The occultists also receive some support from modern psychology for their view that people’s subjective interpretation of the cards thrown up by chance might give some insight into their character, even if not of the future. Today there are many modern Tarot packs, using a wide variety of occult and mythical material, which are intended primarily for fortune telling (although more traditional packs are still used for Tarot or ‘Tarock’ game playing in several European countries). Many of these are designed and produced in Italy, the original home of Tarot.

 

Other versions of this aspect of chance and choice have been created for card packs without an attempt to link up with “ancient wisdom”. The “Jaro” cards – the name is apparently derived from the Arabic word for neighbour – were invented by Andre Voisin in 1942. The cards are in black and gold, and the lengthy instructions suggest that they can be used for discovery of oneself, and as the basis for plays, stories and poems. They have been used to help create plays and add to theatrical training at various institutions in France and Africa.
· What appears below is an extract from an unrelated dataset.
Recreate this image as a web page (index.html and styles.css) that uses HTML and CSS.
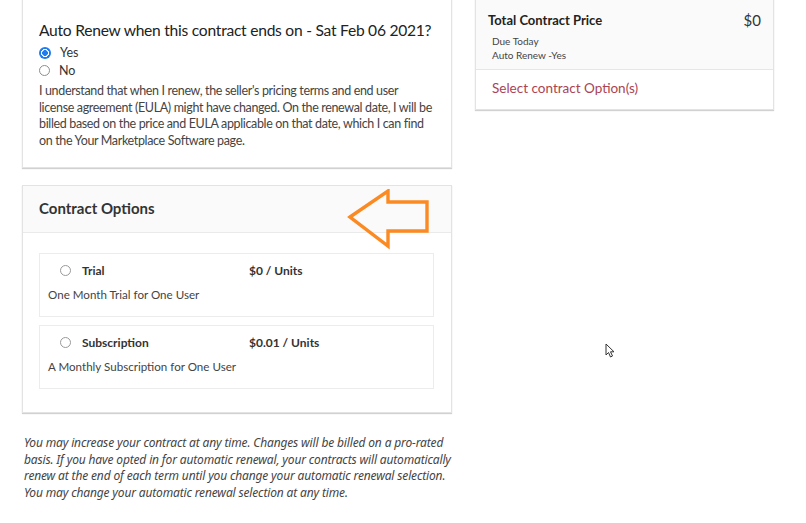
FILE: index.html
```html
<!DOCTYPE html>
<html>
<head>
<meta charset="utf-8">
<link rel="stylesheet" href="styles.css">
</head>
<body>
<div class="page">
  <div class="left">
    <section class="card renew">
      <h2 class="renew-title">Auto Renew when this contract ends on - Sat Feb 06 2021?</h2>
      <div class="radio-row"><span class="radio checked"></span><span>Yes</span></div>
      <div class="radio-row"><span class="radio"></span><span>No</span></div>
      <p class="renew-text">I understand that when I renew, the seller's pricing terms and end user license agreement (EULA) might have changed. On the renewal date, I will be billed based on the price and EULA applicable on that date, which I can find on the Your Marketplace Software page.</p>
    </section>

    <section class="card options">
      <div class="card-head">
        <h3 class="head-title">Contract Options</h3>
        <svg class="arrow" width="86" height="62" viewBox="0 0 86 62">
          <polygon points="3,28 41,2 41,13 80,13 80,42 41,42 41,57" fill="none" stroke="#fb8a22" stroke-width="3.4" stroke-linejoin="miter"/>
        </svg>
      </div>
      <div class="card-body">
        <div class="option">
          <div class="option-top">
            <span class="radio small"></span>
            <span class="opt-name">Trial</span>
            <span class="opt-price">$0 / Units</span>
          </div>
          <div class="opt-desc">One Month Trial for One User</div>
        </div>
        <div class="option">
          <div class="option-top">
            <span class="radio small"></span>
            <span class="opt-name">Subscription</span>
            <span class="opt-price">$0.01 / Units</span>
          </div>
          <div class="opt-desc">A Monthly Subscription for One User</div>
        </div>
      </div>
    </section>

    <p class="note">You may increase your contract at any time. Changes will be billed on a pro-rated basis. If you have opted in for automatic renewal, your contracts will automatically renew at the end of each term until you change your automatic renewal selection. You may change your automatic renewal selection at any time.</p>
  </div>

  <div class="right">
    <section class="card summary">
      <div class="sum-head">
        <div class="sum-row">
          <span class="sum-title">Total Contract Price</span>
          <span class="sum-price">$0</span>
        </div>
        <div class="sum-sub">Due Today</div>
        <div class="sum-sub">Auto Renew -Yes</div>
      </div>
      <div class="sum-body">Select contract Option(s)</div>
    </section>
  </div>
</div>
<svg class="cursor" width="12" height="16" viewBox="0 0 12 16">
  <path d="M1 1 L1 12 L3.5 9.5 L5.5 14 L7.5 13 L5.5 8.8 L9 8.8 Z" fill="#fff" stroke="#333" stroke-width="1"/>
</svg>
</body>
</html>
```

FILE: styles.css
```css
* { box-sizing: border-box; }
html, body { margin: 0; padding: 0; background: #fff; overflow: hidden; }
body {
  font-family: Lato, "Open Sans", sans-serif;
  color: #333;
  width: 806px;
  height: 523px;
  position: relative;
}
.page {
  display: flex;
  align-items: flex-start;
  padding-left: 22px;
  gap: 23px;
}
.left { width: 430px; display: flex; flex-direction: column; }
.right { width: 299px; }

.card {
  background: #fff;
  border: 1px solid #e3e3e3;
  box-shadow: 0 1px 1px rgba(0,0,0,0.18);
}

.renew {
  margin-top: -12px;
  padding: 31px 16px 19px 16px;
  height: 180px;
}
.renew-title {
  margin: 0 0 4px 0;
  font-weight: 400;
  font-size: 15.6px;
  letter-spacing: -0.25px;
  line-height: 20px;
  color: #222;
  white-space: nowrap;
}
.radio-row {
  display: flex;
  align-items: center;
  gap: 9px;
  height: 17.5px;
  font-size: 12.5px;
  color: #333;
}
.radio {
  display: inline-block;
  width: 11px;
  height: 11px;
  border-radius: 50%;
  border: 1px solid #8d8d8d;
  background: #fff;
  flex: none;
}
.radio.checked {
  border: none;
  width: 12px;
  height: 12px;
  background: radial-gradient(circle, #1f7bf0 0 2.6px, #fff 3.1px 3.8px, #1f7bf0 4.2px);
}
.renew-text {
  margin: 4px 0 0 0;
  font-size: 12.5px;
  letter-spacing: -0.35px;
  line-height: 16.5px;
  color: #444;
}

.options { margin-top: 17px; }
.card-head {
  position: relative;
  background: #fafafa;
  border-bottom: 1px solid #eaeaea;
  height: 47px;
  padding: 0 16px 2px 16px;
  display: flex;
  align-items: center;
}
.head-title {
  margin: 0;
  font-size: 15px;
  font-weight: 700;
  color: #333;
}
.arrow {
  position: absolute;
  left: 324px;
  top: 3px;
}
.card-body {
  padding: 20px 17px 23px 16px;
  display: flex;
  flex-direction: column;
  gap: 8px;
}
.option {
  border: 1px solid #ececec;
  height: 64px;
  padding: 8px 9px 0 8px;
}
.option-top {
  display: flex;
  align-items: center;
  height: 16px;
  font-size: 12px;
  font-weight: 700;
  color: #333;
}
.radio.small { margin-left: 12px; margin-right: 11px; width: 11px; height: 11px; border-color: #999; }
.opt-name { width: 167px; }
.opt-desc {
  margin-top: 10px;
  font-size: 11.6px;
  color: #444;
}

.note {
  margin: 22px 0 0 2px;
  font-family: "Noto Sans", "Open Sans", sans-serif;
  font-style: italic;
  font-size: 12px;
  letter-spacing: -0.15px;
  line-height: 16.5px;
  color: #444;
  width: 440px;
}

.summary { margin-top: -12px; }
.sum-head {
  background: #fafafa;
  border-bottom: 1px solid #e6e6e6;
  padding: 22px 12px 7px 12px;
}
.sum-row {
  display: flex;
  justify-content: space-between;
  align-items: center;
  margin-bottom: 5px;
}
.sum-title { font-size: 13px; font-weight: 700; color: #222; }
.sum-price { font-size: 15px; color: #333; }
.sum-sub {
  font-size: 10px;
  line-height: 14px;
  color: #444;
  padding-left: 4px;
}
.sum-body {
  padding: 10px 16px 13px 16px;
  font-size: 13.5px;
  color: #ab4352;
}

.cursor {
  position: absolute;
  left: 605px;
  top: 343px;
}
```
They have been further developed over a period of forty years, and a pack published in 1983 is commercially available.

 

In Britain relatively little use has been made of the potential of cards in recent years, but interest seems to be growing. In Scotland, there have recently been a Commonwealth Games pack, a pack depicting Scottish historical characters, a Tartan snap with good reproductions of the designs, a pack to be given away with whisky – presented in a rhomboid box designed to fit on the bottle – and a set of Scottish landscapes taken by the photographer Colin Baxter. Perhaps if museums and galleries become involved in promoting such applied art, the potential of cards can be shown in catalogues and exhibitions, and a new generation of art students can be inspired to keep a pack of cards in their portfolios.